### PROBLEM REQUIREMENTS
Everything from the first line of the data through the line with "import React from 'react'" is to be echoed exactly, minus the pictures.

### DATA SECTION
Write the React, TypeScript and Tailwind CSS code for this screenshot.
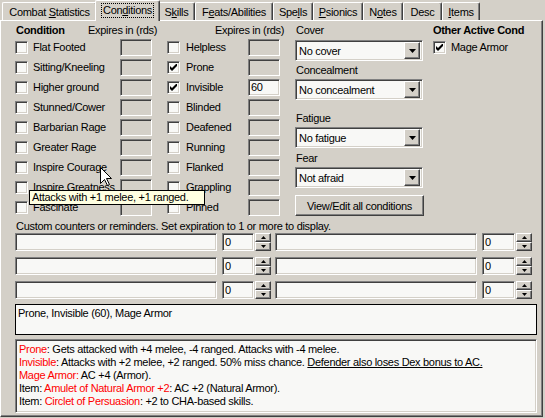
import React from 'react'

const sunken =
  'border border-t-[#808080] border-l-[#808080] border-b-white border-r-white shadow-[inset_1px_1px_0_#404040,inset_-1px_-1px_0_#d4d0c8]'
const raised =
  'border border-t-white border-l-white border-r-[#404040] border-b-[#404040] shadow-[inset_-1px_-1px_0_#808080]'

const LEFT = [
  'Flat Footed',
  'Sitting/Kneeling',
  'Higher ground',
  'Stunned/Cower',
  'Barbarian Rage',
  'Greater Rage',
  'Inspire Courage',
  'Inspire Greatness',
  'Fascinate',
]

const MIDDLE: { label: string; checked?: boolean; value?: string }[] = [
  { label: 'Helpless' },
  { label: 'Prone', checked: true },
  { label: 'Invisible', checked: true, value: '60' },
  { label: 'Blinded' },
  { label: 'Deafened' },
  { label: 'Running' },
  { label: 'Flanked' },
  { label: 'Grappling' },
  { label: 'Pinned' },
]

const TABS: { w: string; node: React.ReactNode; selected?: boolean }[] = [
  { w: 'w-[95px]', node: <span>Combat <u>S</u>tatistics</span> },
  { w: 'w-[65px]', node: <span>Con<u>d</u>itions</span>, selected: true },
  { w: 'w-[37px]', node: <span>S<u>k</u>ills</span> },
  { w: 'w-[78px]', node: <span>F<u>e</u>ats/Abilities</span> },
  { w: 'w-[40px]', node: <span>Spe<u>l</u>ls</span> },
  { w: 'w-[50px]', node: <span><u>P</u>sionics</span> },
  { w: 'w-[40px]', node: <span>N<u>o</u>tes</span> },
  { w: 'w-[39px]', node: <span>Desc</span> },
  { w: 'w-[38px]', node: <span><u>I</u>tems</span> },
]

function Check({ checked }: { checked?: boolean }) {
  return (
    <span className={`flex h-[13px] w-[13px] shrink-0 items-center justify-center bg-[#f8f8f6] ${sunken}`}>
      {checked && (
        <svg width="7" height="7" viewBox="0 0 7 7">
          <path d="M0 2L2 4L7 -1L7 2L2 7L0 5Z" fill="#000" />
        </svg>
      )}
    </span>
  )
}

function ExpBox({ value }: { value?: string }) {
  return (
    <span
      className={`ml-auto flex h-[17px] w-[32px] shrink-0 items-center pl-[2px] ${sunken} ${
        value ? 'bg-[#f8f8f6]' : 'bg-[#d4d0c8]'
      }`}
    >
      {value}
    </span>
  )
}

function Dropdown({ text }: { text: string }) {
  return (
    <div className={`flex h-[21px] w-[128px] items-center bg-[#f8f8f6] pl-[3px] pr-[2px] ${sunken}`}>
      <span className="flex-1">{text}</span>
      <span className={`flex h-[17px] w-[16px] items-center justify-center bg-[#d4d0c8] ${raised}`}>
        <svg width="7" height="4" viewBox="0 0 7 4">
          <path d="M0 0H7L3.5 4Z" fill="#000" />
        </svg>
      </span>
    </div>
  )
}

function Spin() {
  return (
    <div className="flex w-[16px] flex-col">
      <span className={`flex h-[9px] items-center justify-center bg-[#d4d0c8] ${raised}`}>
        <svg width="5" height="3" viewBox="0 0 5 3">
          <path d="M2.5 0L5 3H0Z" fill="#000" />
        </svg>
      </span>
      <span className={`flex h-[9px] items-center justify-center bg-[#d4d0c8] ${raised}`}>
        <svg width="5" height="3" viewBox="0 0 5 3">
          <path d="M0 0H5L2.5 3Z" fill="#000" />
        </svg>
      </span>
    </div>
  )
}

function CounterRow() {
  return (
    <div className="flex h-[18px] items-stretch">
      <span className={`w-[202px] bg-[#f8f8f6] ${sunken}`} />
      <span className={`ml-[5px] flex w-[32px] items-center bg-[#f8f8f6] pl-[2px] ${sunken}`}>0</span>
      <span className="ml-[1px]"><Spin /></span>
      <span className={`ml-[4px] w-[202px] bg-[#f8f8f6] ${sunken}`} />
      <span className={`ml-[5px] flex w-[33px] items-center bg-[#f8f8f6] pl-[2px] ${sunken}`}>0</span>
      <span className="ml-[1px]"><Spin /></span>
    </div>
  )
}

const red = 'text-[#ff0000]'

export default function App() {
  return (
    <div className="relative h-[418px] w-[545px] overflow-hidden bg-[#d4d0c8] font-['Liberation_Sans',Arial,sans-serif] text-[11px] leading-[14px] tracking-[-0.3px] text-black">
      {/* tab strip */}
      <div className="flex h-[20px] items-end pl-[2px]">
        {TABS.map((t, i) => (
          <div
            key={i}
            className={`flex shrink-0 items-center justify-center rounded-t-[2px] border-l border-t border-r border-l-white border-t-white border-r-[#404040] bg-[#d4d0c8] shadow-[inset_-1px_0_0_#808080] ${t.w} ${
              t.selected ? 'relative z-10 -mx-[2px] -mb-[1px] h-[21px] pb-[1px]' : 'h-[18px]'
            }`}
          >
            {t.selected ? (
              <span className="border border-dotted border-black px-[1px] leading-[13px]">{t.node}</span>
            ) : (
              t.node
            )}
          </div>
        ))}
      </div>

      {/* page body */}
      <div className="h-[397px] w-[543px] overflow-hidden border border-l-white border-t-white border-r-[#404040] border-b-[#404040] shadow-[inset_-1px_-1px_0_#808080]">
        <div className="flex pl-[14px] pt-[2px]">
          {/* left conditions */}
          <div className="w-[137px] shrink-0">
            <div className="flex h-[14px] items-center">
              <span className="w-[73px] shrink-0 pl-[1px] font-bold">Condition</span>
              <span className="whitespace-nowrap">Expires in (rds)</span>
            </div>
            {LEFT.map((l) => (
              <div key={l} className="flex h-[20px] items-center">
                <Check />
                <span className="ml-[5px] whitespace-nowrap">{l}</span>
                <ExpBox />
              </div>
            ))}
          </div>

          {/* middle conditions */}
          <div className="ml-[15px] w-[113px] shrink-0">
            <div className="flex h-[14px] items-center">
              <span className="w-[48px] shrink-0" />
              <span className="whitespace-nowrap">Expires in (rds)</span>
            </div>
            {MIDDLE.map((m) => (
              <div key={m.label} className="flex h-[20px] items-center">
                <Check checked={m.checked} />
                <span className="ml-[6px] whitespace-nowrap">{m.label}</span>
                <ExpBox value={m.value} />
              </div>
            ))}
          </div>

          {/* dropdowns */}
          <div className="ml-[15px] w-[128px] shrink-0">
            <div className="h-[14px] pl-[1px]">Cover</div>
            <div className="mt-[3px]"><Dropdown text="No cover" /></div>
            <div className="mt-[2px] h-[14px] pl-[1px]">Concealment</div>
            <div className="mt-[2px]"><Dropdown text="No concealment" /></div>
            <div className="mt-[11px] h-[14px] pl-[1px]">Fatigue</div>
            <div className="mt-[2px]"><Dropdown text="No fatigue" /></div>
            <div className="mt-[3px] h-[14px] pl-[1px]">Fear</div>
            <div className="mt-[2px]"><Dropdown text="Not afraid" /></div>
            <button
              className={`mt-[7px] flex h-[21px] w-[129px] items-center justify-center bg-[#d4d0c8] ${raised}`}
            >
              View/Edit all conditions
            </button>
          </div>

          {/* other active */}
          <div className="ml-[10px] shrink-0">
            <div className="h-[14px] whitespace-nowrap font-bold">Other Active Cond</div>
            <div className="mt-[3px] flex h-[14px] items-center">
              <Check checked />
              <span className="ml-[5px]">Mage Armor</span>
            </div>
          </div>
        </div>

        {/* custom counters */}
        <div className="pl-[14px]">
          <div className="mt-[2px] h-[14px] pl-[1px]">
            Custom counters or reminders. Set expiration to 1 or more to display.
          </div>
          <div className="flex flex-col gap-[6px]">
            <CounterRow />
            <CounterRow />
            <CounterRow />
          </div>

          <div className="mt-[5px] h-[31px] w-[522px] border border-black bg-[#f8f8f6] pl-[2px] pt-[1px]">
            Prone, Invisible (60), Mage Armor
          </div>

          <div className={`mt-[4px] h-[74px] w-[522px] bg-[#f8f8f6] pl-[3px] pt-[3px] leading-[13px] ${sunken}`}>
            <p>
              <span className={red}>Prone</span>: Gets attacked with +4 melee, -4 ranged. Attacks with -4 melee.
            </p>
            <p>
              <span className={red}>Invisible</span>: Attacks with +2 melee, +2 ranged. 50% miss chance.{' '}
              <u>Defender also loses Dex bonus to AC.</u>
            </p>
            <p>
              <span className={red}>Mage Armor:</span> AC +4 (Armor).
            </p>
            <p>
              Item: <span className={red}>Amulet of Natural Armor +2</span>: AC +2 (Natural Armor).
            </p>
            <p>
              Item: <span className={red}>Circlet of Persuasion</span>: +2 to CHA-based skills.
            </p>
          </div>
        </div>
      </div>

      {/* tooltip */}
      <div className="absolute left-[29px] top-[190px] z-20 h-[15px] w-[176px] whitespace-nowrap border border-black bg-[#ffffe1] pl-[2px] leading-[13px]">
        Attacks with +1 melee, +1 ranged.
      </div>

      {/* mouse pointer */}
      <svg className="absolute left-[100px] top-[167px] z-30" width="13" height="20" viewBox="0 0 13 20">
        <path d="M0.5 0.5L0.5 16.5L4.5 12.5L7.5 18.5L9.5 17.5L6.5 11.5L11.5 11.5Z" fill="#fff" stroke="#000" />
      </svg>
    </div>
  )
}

### ANSWER TO THE EXERCISE
Write the React, TypeScript and Tailwind CSS code for this screenshot.
import React from 'react'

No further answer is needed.